What to work on -
Omit all pictures. Copy the rest of the material exactly.

Collected material -
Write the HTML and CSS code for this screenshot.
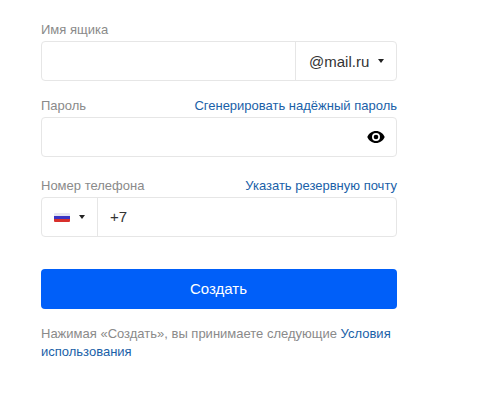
FILE: index.html
```html
<!DOCTYPE html>
<html lang="ru">
  <head>
    <meta charset="UTF-8" />
    <title>Создать ящик</title>
    <link rel="stylesheet" href="styles.css">
  </head>
  <body>
    <form class="form">
      <div class="field field-first">
        <div class="field-head">
          <span class="label">Имя ящика</span>
        </div>
        <div class="box">
          <div class="box-main"></div>
          <div class="domain">
            <span>@mail.ru</span>
            <span class="arrow"></span>
          </div>
        </div>
      </div>

      <div class="field field-password">
        <div class="field-head">
          <span class="label">Пароль</span>
          <a class="link" href="#">Сгенерировать надёжный пароль</a>
        </div>
        <div class="box">
          <div class="box-main"></div>
          <svg class="eye" width="18" height="12" viewBox="0 0 18 12">
            <path fill="#000" fill-rule="evenodd" d="M9 0C5 0 1.800 2.400 0.300 6 1.800 9.600 5 12 9 12s7.200-2.400 8.700-6C16.200 2.400 13 0 9 0zm0 10a4 4 0 1 1 0-8 4 4 0 0 1 0 8z" />
            <circle cx="9" cy="6" r="2.300" fill="#000" />
          </svg>
        </div>
      </div>

      <div class="field field-phone">
        <div class="field-head">
          <span class="label">Номер телефона</span>
          <a class="link" href="#">Указать резервную почту</a>
        </div>
        <div class="box">
          <div class="country">
            <span class="flag"></span>
            <span class="arrow"></span>
          </div>
          <div class="phone">+7</div>
        </div>
      </div>

      <button class="btn" type="button">Создать</button>

      <p class="terms">Нажимая «Создать», вы принимаете следующие <a class="link-terms" href="#">Условия использования</a></p>
    </form>
  </body>
</html>
```

FILE: styles.css
```css
html,
body {
  margin: 0;
  background-color: #fff;
}

body {
  font-family: "Liberation Sans", Arial, sans-serif;
}

.form {
  width: 356px;
  padding: 20px 0 0 41px;
}

.field-password {
  margin-top: 15px;
}

.field-phone {
  margin-top: 19px;
}

.field-head {
  display: flex;
  justify-content: space-between;
  align-items: center;
  height: 19px;
  padding-bottom: 2px;
  font-size: 13px;
}

.label {
  color: #8a8a8a;
}

.link {
  color: #1a5fa8;
  text-decoration: none;
}

.box {
  display: flex;
  align-items: center;
  box-sizing: border-box;
  height: 40px;
  border: 1px solid #e6e6e6;
  border-radius: 4px;
  background-color: #fff;
}

.box-main {
  flex: 1;
}

.domain {
  display: flex;
  align-items: center;
  box-sizing: border-box;
  width: 101px;
  height: 100%;
  padding-left: 13px;
  border-left: 1px solid #e6e6e6;
  font-size: 15px;
  color: #333;
}

.arrow {
  width: 0;
  height: 0;
  border-top: 4px solid #222;
  border-left: 3.500px solid transparent;
  border-right: 3.500px solid transparent;
}

.domain .arrow {
  margin-left: 9px;
}

.eye {
  margin-right: 11px;
}

.country {
  display: flex;
  align-items: center;
  box-sizing: border-box;
  width: 56px;
  height: 100%;
  padding-left: 12px;
  border-right: 1px solid #e6e6e6;
}

.country .arrow {
  margin-left: 9px;
}

.flag {
  width: 16px;
  height: 9px;
  border-radius: 1px;
  background: linear-gradient(#e4e4f0 0 30%, #3a35c4 30% 65%, #d8302c 65% 100%);
}

.phone {
  padding: 0 0 1px 12px;
  font-size: 15px;
  color: #333;
}

.btn {
  display: block;
  width: 100%;
  height: 40px;
  margin-top: 32px;
  padding: 0 1px 1px 0;
  border: none;
  border-radius: 4px;
  background-color: #005ff9;
  color: #fff;
  font-family: inherit;
  font-size: 15px;
}

.terms {
  margin: 16px 0 0;
  font-size: 13px;
  line-height: 18px;
  color: #8a8a8a;
}

.link-terms {
  color: #1a5fa8;
  text-decoration: none;
}
```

Response below -
Write the HTML and CSS code for this screenshot.
FILE: index.html
```html
<!DOCTYPE html>
<html lang="ru">
  <head>
    <meta charset="UTF-8" />
    <title>Создать ящик</title>
    <link rel="stylesheet" href="styles.css">
  </head>
  <body>
    <form class="form">
      <div class="field field-first">
        <div class="field-head">
          <span class="label">Имя ящика</span>
        </div>
        <div class="box">
          <div class="box-main"></div>
          <div class="domain">
            <span>@mail.ru</span>
            <span class="arrow"></span>
          </div>
        </div>
      </div>

      <div class="field field-password">
        <div class="field-head">
          <span class="label">Пароль</span>
          <a class="link" href="#">Сгенерировать надёжный пароль</a>
        </div>
        <div class="box">
          <div class="box-main"></div>
          <svg class="eye" width="18" height="12" viewBox="0 0 18 12">
            <path fill="#000" fill-rule="evenodd" d="M9 0C5 0 1.800 2.400 0.300 6 1.800 9.600 5 12 9 12s7.200-2.400 8.700-6C16.200 2.400 13 0 9 0zm0 10a4 4 0 1 1 0-8 4 4 0 0 1 0 8z" />
            <circle cx="9" cy="6" r="2.300" fill="#000" />
          </svg>
        </div>
      </div>

      <div class="field field-phone">
        <div class="field-head">
          <span class="label">Номер телефона</span>
          <a class="link" href="#">Указать резервную почту</a>
        </div>
        <div class="box">
          <div class="country">
            <span class="flag"></span>
            <span class="arrow"></span>
          </div>
          <div class="phone">+7</div>
        </div>
      </div>

      <button class="btn" type="button">Создать</button>

      <p class="terms">Нажимая «Создать», вы принимаете следующие <a class="link-terms" href="#">Условия использования</a></p>
    </form>
  </body>
</html>
```

FILE: styles.css
```css
html,
body {
  margin: 0;
  background-color: #fff;
}

body {
  font-family: "Liberation Sans", Arial, sans-serif;
}

.form {
  width: 356px;
  padding: 20px 0 0 41px;
}

.field-password {
  margin-top: 15px;
}

.field-phone {
  margin-top: 19px;
}

.field-head {
  display: flex;
  justify-content: space-between;
  align-items: center;
  height: 19px;
  padding-bottom: 2px;
  font-size: 13px;
}

.label {
  color: #8a8a8a;
}

.link {
  color: #1a5fa8;
  text-decoration: none;
}

.box {
  display: flex;
  align-items: center;
  box-sizing: border-box;
  height: 40px;
  border: 1px solid #e6e6e6;
  border-radius: 4px;
  background-color: #fff;
}

.box-main {
  flex: 1;
}

.domain {
  display: flex;
  align-items: center;
  box-sizing: border-box;
  width: 101px;
  height: 100%;
  padding-left: 13px;
  border-left: 1px solid #e6e6e6;
  font-size: 15px;
  color: #333;
}

.arrow {
  width: 0;
  height: 0;
  border-top: 4px solid #222;
  border-left: 3.500px solid transparent;
  border-right: 3.500px solid transparent;
}

.domain .arrow {
  margin-left: 9px;
}

.eye {
  margin-right: 11px;
}

.country {
  display: flex;
  align-items: center;
  box-sizing: border-box;
  width: 56px;
  height: 100%;
  padding-left: 12px;
  border-right: 1px solid #e6e6e6;
}

.country .arrow {
  margin-left: 9px;
}

.flag {
  width: 16px;
  height: 9px;
  border-radius: 1px;
  background: linear-gradient(#e4e4f0 0 30%, #3a35c4 30% 65%, #d8302c 65% 100%);
}

.phone {
  padding: 0 0 1px 12px;
  font-size: 15px;
  color: #333;
}

.btn {
  display: block;
  width: 100%;
  height: 40px;
  margin-top: 32px;
  padding: 0 1px 1px 0;
  border: none;
  border-radius: 4px;
  background-color: #005ff9;
  color: #fff;
  font-family: inherit;
  font-size: 15px;
}

.terms {
  margin: 16px 0 0;
  font-size: 13px;
  line-height: 18px;
  color: #8a8a8a;
}

.link-terms {
  color: #1a5fa8;
  text-decoration: none;
}
```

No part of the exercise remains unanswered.